Assuming it comes out before the next round of gpu's from nvidia and amd of course.
LSG501
If and I say IF this card is comparable to a 3060/3060ti (I'm a bit doubtful in all honesty), there is stock (which is possible with intel) and is priced competitively I can actually see people buying it because the ‘xx60’ range seems to be one of the more popular price/performance spots.
Assuming it comes out before the next round of gpu's from nvidia and amd of course.
Given intel's stance on no win7 support that will rule it out for me. I need cards that will still support win7 and other OS, not just be tied to win10.
LSG501
If and I say IF this card is comparable to a 3060/3060ti (I'm a bit doubtful in all honesty), there is stock (which is possible with intel) and is priced competitively I can actually see people buying it because the ‘xx60’ range seems to be one of the more popular price/performance spots.
Assuming it comes out before the next round of gpu's from nvidia and amd of course.
Personally it could be a cheaper card and I'd still not be interested until I could see what Intel's driver long term support is like. This is why I really like AMD - my aging rx480 still gets driver updates that improve performance. It might be slight but it there. Nvidia aren't as good in this regard but at least they release regular title specific + stability driver updates for years. Having suffered Intel drivers failure to fix bugs after about a year after the product is released I'm just not going to risk it just yet.
I think my hope is the card is good for crypto and the miners buy it while leaving AMD cards for me :)
Terbinator
'[GSV
Trig;4287585']Was there not some testing done that proves that the nm isn't really comparable between Intel and AMD etc due to how things vary..?
Was meant to be a very bad Johnny Cash gag :O
I got it, excellent work.
cheesemp
Personally it could be a cheaper card and I'd still not be interested until I could see what Intel's driver long term support is like. This is why I really like AMD - my aging rx480 still gets driver updates that improve performance. It might be slight but it there. Nvidia aren't as good in this regard but at least they release regular title specific + stability driver updates for years. Having suffered Intel drivers failure to fix bugs after about a year after the product is released I'm just not going to risk it just yet.
I think my hope is the card is good for crypto and the miners buy it while leaving AMD cards for me :)
That's the kicker, Intel seems pretty crud at long term support (long term means lost money), I wouldn't even consider an Intel GPU until either deep into their second iteration or even third (DG1 is not an iteration, that was barely a prototype).
cheesemp
Personally it could be a cheaper card and I'd still not be interested until I could see what Intel's driver long term support is like. This is why I really like AMD - my aging rx480 still gets driver updates that improve performance. It might be slight but it there. Nvidia aren't as good in this regard but at least they release regular title specific + stability driver updates for years.

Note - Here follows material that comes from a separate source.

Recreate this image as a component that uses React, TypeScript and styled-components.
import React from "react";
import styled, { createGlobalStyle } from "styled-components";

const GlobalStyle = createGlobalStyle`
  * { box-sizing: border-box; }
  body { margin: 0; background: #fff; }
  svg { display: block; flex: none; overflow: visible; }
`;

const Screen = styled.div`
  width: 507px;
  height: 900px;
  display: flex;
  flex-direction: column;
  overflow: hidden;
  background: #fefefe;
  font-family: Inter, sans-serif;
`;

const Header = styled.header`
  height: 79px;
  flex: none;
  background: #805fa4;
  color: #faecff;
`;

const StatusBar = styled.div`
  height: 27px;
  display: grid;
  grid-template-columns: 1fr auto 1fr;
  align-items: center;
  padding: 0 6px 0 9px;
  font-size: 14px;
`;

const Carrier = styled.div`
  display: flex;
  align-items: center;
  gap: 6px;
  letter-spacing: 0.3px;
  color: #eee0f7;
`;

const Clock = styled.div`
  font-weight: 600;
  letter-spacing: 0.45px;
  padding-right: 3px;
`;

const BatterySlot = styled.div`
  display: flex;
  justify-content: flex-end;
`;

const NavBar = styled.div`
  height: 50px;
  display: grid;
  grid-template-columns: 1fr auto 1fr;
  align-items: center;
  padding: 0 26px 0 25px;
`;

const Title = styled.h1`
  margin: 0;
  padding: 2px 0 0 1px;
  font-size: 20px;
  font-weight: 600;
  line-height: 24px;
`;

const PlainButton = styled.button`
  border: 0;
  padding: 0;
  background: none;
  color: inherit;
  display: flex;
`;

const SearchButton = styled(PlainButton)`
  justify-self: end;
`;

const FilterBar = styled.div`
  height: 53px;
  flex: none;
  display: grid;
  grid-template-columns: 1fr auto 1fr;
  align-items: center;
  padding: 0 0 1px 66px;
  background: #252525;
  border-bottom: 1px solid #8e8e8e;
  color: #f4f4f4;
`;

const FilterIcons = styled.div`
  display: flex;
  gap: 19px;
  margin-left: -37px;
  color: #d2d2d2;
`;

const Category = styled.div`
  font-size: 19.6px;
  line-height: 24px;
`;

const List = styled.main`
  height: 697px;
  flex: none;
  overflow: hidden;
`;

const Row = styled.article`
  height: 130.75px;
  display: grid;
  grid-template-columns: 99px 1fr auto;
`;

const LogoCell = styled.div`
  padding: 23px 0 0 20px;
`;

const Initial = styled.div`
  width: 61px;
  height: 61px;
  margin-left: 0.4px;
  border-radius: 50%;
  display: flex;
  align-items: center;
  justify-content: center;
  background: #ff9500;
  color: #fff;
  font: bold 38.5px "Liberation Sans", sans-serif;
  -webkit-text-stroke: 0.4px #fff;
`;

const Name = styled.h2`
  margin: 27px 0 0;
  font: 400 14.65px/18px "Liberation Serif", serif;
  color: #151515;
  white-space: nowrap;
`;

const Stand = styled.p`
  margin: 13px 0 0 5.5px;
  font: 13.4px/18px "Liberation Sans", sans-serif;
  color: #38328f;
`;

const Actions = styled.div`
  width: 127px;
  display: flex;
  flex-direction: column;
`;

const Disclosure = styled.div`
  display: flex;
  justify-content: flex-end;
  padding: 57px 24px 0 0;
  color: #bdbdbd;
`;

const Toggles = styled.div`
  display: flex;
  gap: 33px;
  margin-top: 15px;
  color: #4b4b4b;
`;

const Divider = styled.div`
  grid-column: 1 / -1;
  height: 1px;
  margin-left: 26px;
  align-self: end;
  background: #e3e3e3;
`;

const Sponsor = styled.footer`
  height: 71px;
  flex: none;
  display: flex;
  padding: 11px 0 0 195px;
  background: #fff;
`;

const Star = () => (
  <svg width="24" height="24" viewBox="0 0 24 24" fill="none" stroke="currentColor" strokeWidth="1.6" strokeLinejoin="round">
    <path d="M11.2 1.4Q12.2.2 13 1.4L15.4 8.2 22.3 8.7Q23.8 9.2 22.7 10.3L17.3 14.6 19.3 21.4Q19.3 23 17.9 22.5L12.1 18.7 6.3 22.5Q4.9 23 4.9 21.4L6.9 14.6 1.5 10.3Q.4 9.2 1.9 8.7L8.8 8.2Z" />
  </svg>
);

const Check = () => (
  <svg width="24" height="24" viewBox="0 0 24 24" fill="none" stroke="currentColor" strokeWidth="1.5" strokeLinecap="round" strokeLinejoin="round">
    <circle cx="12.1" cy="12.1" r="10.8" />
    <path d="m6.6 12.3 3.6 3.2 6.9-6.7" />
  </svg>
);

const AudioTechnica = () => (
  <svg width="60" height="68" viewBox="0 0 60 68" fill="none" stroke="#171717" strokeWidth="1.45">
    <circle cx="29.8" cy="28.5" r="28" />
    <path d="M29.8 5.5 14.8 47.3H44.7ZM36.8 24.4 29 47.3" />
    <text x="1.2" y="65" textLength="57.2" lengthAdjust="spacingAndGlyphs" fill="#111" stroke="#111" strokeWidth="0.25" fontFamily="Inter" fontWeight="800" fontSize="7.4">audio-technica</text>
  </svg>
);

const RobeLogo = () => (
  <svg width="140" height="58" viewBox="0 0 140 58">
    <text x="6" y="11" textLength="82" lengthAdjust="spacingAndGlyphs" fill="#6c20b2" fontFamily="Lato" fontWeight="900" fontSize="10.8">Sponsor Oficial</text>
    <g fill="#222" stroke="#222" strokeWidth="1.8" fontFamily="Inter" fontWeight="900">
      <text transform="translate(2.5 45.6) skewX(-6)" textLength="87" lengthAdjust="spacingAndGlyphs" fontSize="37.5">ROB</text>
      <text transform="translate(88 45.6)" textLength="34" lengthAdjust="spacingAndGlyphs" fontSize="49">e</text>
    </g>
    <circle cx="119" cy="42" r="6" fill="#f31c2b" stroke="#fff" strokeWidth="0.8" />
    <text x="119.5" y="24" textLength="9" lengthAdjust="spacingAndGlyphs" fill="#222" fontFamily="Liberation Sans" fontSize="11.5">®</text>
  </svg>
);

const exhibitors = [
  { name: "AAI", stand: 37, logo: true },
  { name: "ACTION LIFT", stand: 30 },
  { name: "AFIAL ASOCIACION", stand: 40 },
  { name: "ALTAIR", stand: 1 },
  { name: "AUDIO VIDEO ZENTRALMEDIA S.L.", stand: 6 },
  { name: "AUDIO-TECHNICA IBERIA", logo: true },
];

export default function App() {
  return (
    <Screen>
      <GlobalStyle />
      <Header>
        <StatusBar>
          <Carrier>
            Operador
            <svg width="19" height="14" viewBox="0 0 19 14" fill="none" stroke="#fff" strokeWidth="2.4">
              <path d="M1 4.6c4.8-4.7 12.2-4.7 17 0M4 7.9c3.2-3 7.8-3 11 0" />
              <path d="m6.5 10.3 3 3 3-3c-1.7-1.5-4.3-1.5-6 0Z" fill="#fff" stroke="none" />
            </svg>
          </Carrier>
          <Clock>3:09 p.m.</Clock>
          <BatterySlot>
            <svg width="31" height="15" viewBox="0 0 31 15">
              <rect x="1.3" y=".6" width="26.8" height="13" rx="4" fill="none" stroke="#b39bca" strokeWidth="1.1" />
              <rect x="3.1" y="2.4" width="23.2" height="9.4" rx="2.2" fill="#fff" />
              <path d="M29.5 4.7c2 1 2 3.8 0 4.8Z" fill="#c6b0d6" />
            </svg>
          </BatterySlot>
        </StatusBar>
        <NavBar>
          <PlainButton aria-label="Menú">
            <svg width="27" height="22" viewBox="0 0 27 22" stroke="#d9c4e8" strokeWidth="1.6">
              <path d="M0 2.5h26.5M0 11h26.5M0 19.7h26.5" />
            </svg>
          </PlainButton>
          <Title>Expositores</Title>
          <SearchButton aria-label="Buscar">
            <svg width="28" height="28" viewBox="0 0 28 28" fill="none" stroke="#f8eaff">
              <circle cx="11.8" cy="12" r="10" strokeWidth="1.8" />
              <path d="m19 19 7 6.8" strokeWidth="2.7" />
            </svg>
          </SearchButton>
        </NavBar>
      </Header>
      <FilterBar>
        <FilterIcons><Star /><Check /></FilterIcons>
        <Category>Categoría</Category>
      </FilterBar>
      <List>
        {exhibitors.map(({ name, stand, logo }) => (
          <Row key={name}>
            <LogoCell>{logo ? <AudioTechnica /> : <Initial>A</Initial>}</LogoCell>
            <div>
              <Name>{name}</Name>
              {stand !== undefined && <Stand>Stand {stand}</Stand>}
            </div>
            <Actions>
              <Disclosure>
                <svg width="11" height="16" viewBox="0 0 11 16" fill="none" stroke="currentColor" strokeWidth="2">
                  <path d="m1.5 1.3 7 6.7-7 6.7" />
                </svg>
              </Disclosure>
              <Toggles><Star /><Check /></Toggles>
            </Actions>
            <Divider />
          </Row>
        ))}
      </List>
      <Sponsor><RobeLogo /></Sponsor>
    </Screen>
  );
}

Having suffered Intel drivers failure to fix bugs after about a year after the product is released I'm just not going to risk it just yet.
I think my hope is the card is good for crypto and the miners buy it while leaving AMD cards for me :)

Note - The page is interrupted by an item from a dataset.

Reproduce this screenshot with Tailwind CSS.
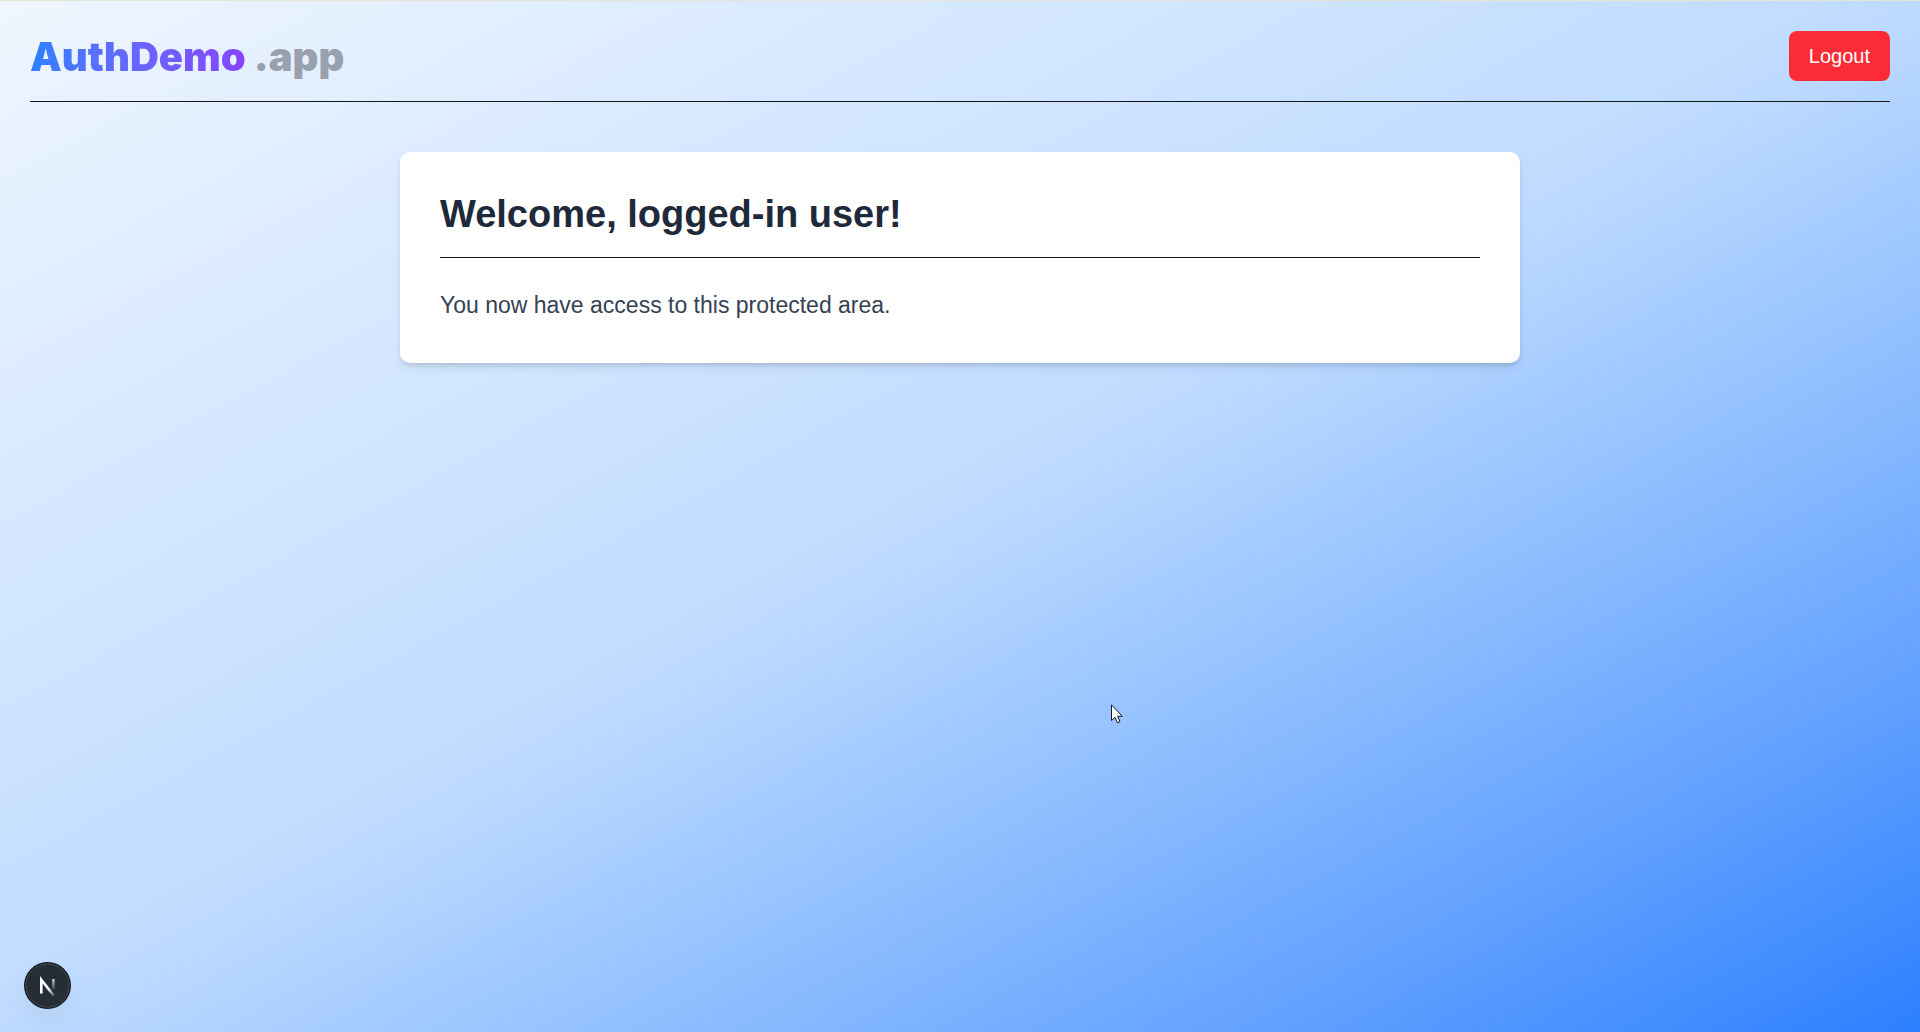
<!DOCTYPE html>
<html lang="en">
<head>
<meta charset="utf-8">
<meta name="viewport" content="width=device-width, initial-scale=1">
<title>AuthDemo.app</title>
<script src="https://cdn.jsdelivr.net/npm/@tailwindcss/browser@4"></script>
</head>
<body class="relative min-h-screen bg-linear-to-br from-blue-50 via-blue-200 to-blue-500 px-[30px] font-['Liberation_Sans',Arial,sans-serif]">
  <div class="absolute inset-x-0 top-0 h-px bg-[#e4e4d8]"></div>
  <header class="flex items-center justify-between border-b border-[#171717] pt-[31px] pb-5">
    <a href="#" class="pt-[2px] font-['Inter',sans-serif] text-[40px] leading-[48px] font-black"><span class="bg-linear-to-r from-blue-500 to-[#8644ff] bg-clip-text text-transparent">AuthDemo</span> <span class="text-gray-400">.app</span></a>
    <button type="button" class="rounded-lg bg-[#fb2c36] px-5 py-[10px] text-xl leading-[30px] text-white">Logout</button>
  </header>
  <main class="mx-auto mt-[50px] w-full max-w-[1120px] rounded-[10px] bg-white p-10 shadow-[0_5px_8px_-1px_rgb(0_0_0/0.1),0_3px_5px_-2px_rgb(0_0_0/0.1)]">
    <h1 class="border-b border-[#171717] pb-5 text-[38px] leading-[45px] font-bold text-gray-800">Welcome, logged-in user!</h1>
    <p class="mt-[30px] text-[23px] leading-[35px] text-gray-700">You now have access to this protected area.</p>
  </main>
  <button type="button" aria-label="Open developer tools" class="fixed bottom-[23px] left-6 size-[47px] rounded-full shadow-[0_16px_32px_-8px_rgb(0_0_0/0.1)]">
    <svg viewBox="0 0 47 47" class="size-[47px]" aria-hidden="true">
      <defs>
        <linearGradient id="diag" x1="25" y1="27" x2="31" y2="35" gradientUnits="userSpaceOnUse"><stop stop-color="#fff"/><stop offset="1" stop-color="#fff" stop-opacity="0"/></linearGradient>
        <linearGradient id="stem" x1="0" y1="17" x2="0" y2="29" gradientUnits="userSpaceOnUse"><stop stop-color="#fff" stop-opacity=".8"/><stop offset="1" stop-color="#fff" stop-opacity="0"/></linearGradient>
      </defs>
      <circle cx="23.500" cy="23.500" r="23.500" fill="#111519"/>
      <circle cx="23.500" cy="23.500" r="21.700" fill="#252e36" stroke="#4a5259"/>
      <path d="M17.300 31.500V17.800L30 34" fill="none" stroke="url(#diag)" stroke-width="2.600"/>
      <path d="M29.400 17V29" stroke="url(#stem)" stroke-width="2.400"/>
    </svg>
  </button>
  <svg viewBox="0 0 12 20" class="pointer-events-none absolute top-[704px] left-[1111px] h-5 w-3" aria-hidden="true">
    <path d="M.5 .8V16.500L4 13.300L6.500 18.800L9 17.600L6.600 12.300H11.300Z" fill="#fff" stroke="#15182a"/>
  </svg>
</body>
</html>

Not saying I'd buy it either but not everyone is tech orientated like those of us on this forum.
I'm basically stuck in the nvidia camp due to the software I use only supporting cuda :(
“If Intel can get the level of performance we are seeing hinted at, ample supplies out, and its pricing right, we could be looking at a much more interesting three horse GPU race in H2 this year.” Too late for that.
'[GSV
Trig;4287585']Was there not some testing done that proves that the nm isn't really comparable between Intel and AMD etc due to how things vary..?
Not so much testing as released figures on dimensions, I've not got the time to dbl check but i think TSMC's
10nm was roughly comparable to Intel's
14nm whereas their
7nm is a bit smaller in most key areas.
Comparing node sizes between manufactures isn't very useful though due to the number of variables.

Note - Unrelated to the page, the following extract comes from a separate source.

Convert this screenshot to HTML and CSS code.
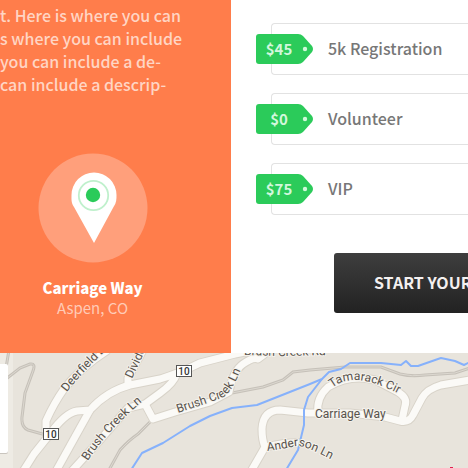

This “nm” thing is mostly a marketing term nowadays, as they pick the smallest feature and try to make it like it's the whole transistor at that size, to entice laypeople and the bean counters.
As for the Xe whatever GPU: I'll believe it when I see it, but I'm already expecting a huge flop if it ever gets released.
It is possible that in 10 years there will be quantum processors.Moor's law is not working 100%, progress is getting slower, there will definitely be something new.
The conjecture and estimates are all fine in my eyes. But it will still be irrelevant (sadly) for me as a buyer, (just like all AMD cards too) compared to nvidia. And I say that as an AMD fanboy.
That's because nvidia cards have DLSS (and tensor cores) which, 3D rendering power aside, gives them advantages in ray tracing and, more importantly, what DLSS had do for framerates/resolution (or both).
I know that some games seem to favour generic DX raytracing which AMD competes quite well with. But the DLSS is the dealbreaker. The fact that nvidia cards can use AI to make games like Cyberpunk 2077 playable at 4K is totally insane. Yes they are rendering at 1080p or 1440p but there are enough videos showing that the fidelity of the AI “upscaling” (although not actually upscaling) is near indistinguishable.
So if I were buying today (for the insane cost these cards are!), it would have to be nvidia, no question.
I just sure hope AMD had get their implementation of DLSS out quickly to compete…
What *is* impressive about Intel Xe is just how fast Intel has closed the gap. Kudos to them. I really hope we have even 3 way competition in the GPU market in the near future.
Noli
What *is* impressive about Intel Xe is just how fast Intel has closed the gap. Kudos to them. I really hope we have even 3 way competition in the GPU market in the near future.
Larrabee has been overdue since 2011, not sure that this is that impressive. And it seems to me they're only pushing this due to stagnation elsewhere.